Written by Daniel Standing LL.B., Editor, First Reference Inc.
These are two words no employee wants to hear. If job security goes together with seniority, then probationary employees walk a fine line every day they go to work. Most employers with collective agreements that allow for probationary periods rightly view them as a condition of hire during which they can closely observe the new employee and decide whether the person is a good fit. Many would likely say that the organization can dismiss the probationer for next to no reason at all, provided they don’t treat the person too badly in doing so. But is the bar for firing someone who is on probation really that low? A recent federal government case, Ebada v. Canada Revenue Agency, 2021 FPSLREB 94, sets out the law on disguised discipline in probationary terminations.
Under the rubric of its Information Technology Apprenticeship Program (ITAP), the Canada Revenue Agency hired the grievor, Mohamed Ebada, into an IT Developer CS-01 position in 2013 with the objective of eventually promoting him to a CS-02 position. He was subject to a 12-month probationary period which, under the terms of the ITAP, could be extended. Unfortunately, the employer rejected him at the end of his year-long probation in April 2014, citing “performance gaps” and substandard interactive communication skills. The termination letter mentioned that management had taken various steps to help the employee improve, including additional training, coaching, meetings and a performance improvement plan.
Although the employer insisted that its decision was not disciplinary, case law holds that a decision-maker (here, the Federal Public Sector Labour Relations and Employment Board) is entitled to look into the situation to determine if it is really as it appears. The Board explained the shifting legal onus, beginning with the employer’s burden of proof. As soon as there is evidence that the employer is dissatisfied with the employee for bona fide, good faith reasons, the employer can reject the employee on probation. At that point, the onus shifts to the grievor to prove that the alleged rejection of probation was really a disguised disciplinary action.
The Board stated that the case law for rejections of probation can be done for bona fide dissatisfaction with the grievor’s suitability for the job. If that is not the case, then it is seen as a sham or a camouflage, making it a disguised disciplinary action. Unsurprisingly, this determination requires one to look at all of the circumstances involved in the dismissal, starting from the presumption that the employer acted in good faith.
At the hearing, it became evident that the grievor’s employment was terminated based on negative comments that management received about him from his teammates.

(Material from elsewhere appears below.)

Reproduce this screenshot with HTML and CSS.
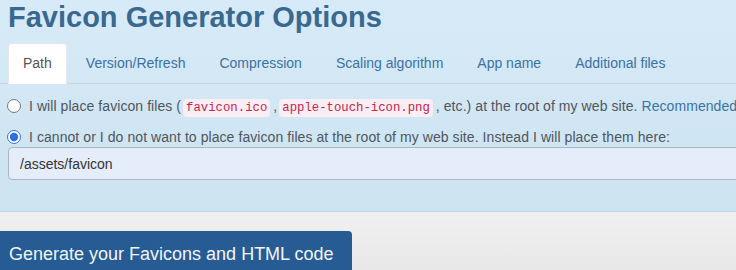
FILE: index.html
```html
<!DOCTYPE html>
<html lang="en">
<head>
    <meta charset="UTF-8">
    <meta name="viewport" content="width=device-width, initial-scale=1.0">
    <title>Favicon Generator Options</title>
    <link rel="stylesheet" href="styles.css">
</head>
<body>

    <div class="fg-panel">
        <h1>Favicon Generator Options</h1>

        <ul class="fg-tabs">
            <li class="fg-active"><a href="#">Path</a></li>
            <li><a href="#">Version/Refresh</a></li>
            <li><a href="#">Compression</a></li>
            <li><a href="#">Scaling algorithm</a></li>
            <li><a href="#">App name</a></li>
            <li><a href="#">Additional files</a></li>
        </ul>

        <div class="fg-tab-body">
            <label class="fg-radio">
                <input type="radio" name="fg-path">
                I will place favicon files (<code>favicon.ico</code>,<code>apple-touch-icon.png</code>, etc.) at the root of my web site. <a href="#">Recommended</a>
            </label>
            <label class="fg-radio fg-radio-last">
                <input type="radio" name="fg-path" checked>
                I cannot or I do not want to place favicon files at the root of my web site. Instead I will place them here:
            </label>
            <input class="fg-path-input" type="text" value="/assets/favicon">
        </div>
    </div>

    <div class="fg-footer">
        <button class="fg-btn-generate">Generate your Favicons and HTML code</button>
    </div>

</body>
</html>
```

FILE: styles.css
```css
:root {
    --title-color: #39698f;
    --link-color: #3b72a6;
    --text-color: #4f565e;
    --panel-bg: #d6e9f8;
    --button-bg: #265b93;
}

body {
    font-family: "Liberation Sans", Arial, sans-serif;
    font-size: 14px;
    color: var(--text-color);
    background-color: #ececec;
    margin: 0;
    padding: 0;
    overflow: hidden;
    height: 270px;
}

.fg-panel {
    width: 780px;
    padding: 0 0 31px 8px;
    background: linear-gradient(#d7eaf8, #cde3f0);
    border-bottom: 1px solid #bdd7e5;
}

h1 {
    margin: 0;
    font-size: 29px;
    line-height: 34px;
    font-weight: bold;
    color: var(--title-color);
}

.fg-tabs {
    list-style: none;
    display: flex;
    margin: 9px 0 0 -8px;
    padding: 0 0 0 8px;
    border-bottom: 1px solid #c6d5df;
}

.fg-tabs li {
    margin-right: 4px;
    margin-bottom: -1px;
}

.fg-tabs a {
    display: block;
    padding: 0 15px;
    line-height: 40px;
    color: var(--link-color);
    text-decoration: none;
    border-radius: 4px 4px 0 0;
}

.fg-tabs .fg-active a {
    background-color: #fff;
    color: #555;
    border: 1px solid #e3e9ee;
    border-bottom-color: #fff;
    line-height: 39px;
    padding: 0 14px;
}

.fg-tab-body {
    padding-top: 12px;
}

.fg-radio {
    display: block;
    height: 20px;
    line-height: 20px;
    white-space: nowrap;
    letter-spacing: 0.07px;
    margin-bottom: 11px;
}

.fg-radio-last {
    margin-bottom: 0;
}

.fg-radio input {
    width: 14px;
    height: 14px;
    margin: 0 4px 0 -1px;
    vertical-align: -2px;
    accent-color: #2f6fe6;
}

.fg-radio code {
    font-family: "Liberation Mono", "Courier New", monospace;
    font-size: 12.3px;
    letter-spacing: 0;
    color: #c7254e;
    background-color: #f8eef3;
    padding: 2px 3px;
    border-radius: 4px;
    margin: 0 3px 0 2px;
}

.fg-radio a {
    color: var(--link-color);
    text-decoration: none;
}

.fg-path-input {
    display: block;
    box-sizing: border-box;
    width: 780px;
    height: 33px;
    padding: 0 11px;
    font-family: inherit;
    font-size: 14px;
    color: #333;
    background-color: #e5edfa;
    border: 1px solid #abb5c3;
    border-radius: 4px;
}

.fg-footer {
    background: linear-gradient(#f0f0f0, #e8e8e8);
    padding-top: 19px;
    height: 39px;
    overflow: hidden;
}

.fg-btn-generate {
    margin-left: -9px;
    padding: 11px 18px;
    font-family: inherit;
    font-size: 18px;
    line-height: 1.43;
    color: #f2f5f9;
    background-color: var(--button-bg);
    border: none;
    border-radius: 4px;
    cursor: pointer;
}
```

The actual managers were unable to explain why Mr. Ebada’s performance did not meet the requirements; instead their evidence was non-specific and was mostly hearsay. The adjudicator explained that if there is no substance behind the reasons the employer listed for the termination, the Board may find there was no bona fide dissatisfaction, making it a disguised disciplinary action.
Mr. Ebada’s performance improvement plan and his mid-year performance review showed that he had some problems at the start of his probationary period, but that he mostly met expectations. The employee’s performance shortcomings were not enough to cost him his job in the Board’s estimation since most new employees have a learning curve. Also, the evidence, in this case, showed that it would be 12-18 months before he would have been expected to progress to a CS-02.
Adding insult to injury, the employee’s uncontradicted evidence was that he was never told that there were problems with his performance, and he was denied technical training that impacted his work performance. If there were problems with his performance, then the ITAP required the employer to consider extending the probationary period. Since the employer failed to do that, it cast doubt on its true intentions. A review of these factors led the Board to conclude that the dismissal was arbitrary and not based on a bona fide dissatisfaction with Mr. Ebada’s ability to do his job.
The arbitrator declined to issue a remedy in the absence of submissions on that point. She directed the parties to try to agree on an appropriate remedy, failing which mediation was prescribed to assist them in resolving the dispute.
What exactly does the employer have to show to terminate a poorly performing probationer? As in any case, the facts dictate the result, but at least in the federal sector, the concept of good faith reigns supreme. Good faith is a broad concept that essentially means dealing fairly and exercising discretion reasonably.
Even in a case where a probationary employee is denied the protection of the ‘just cause’ standard of evidence leading to termination, they are still entitled to protection against arbitrary or unreasonable dismissal. Consider, for example, whether the context requires a performance review at some point before the end of the probationary period. Probationers can be set up to succeed with appropriate training, coaching or other tools. It goes without saying that employees must know the standard that’s expected to be met. Nothing could be more demoralizing than being fired for reasons that went unaddressed during the probationary period. Employers who shroud their intentions in trumped-up allegations of the poor performance run a real risk of falling into the trap of ‘disguised disciplinary action’. Transparency about performance problems during probationary periods is critical to avoiding this outcome.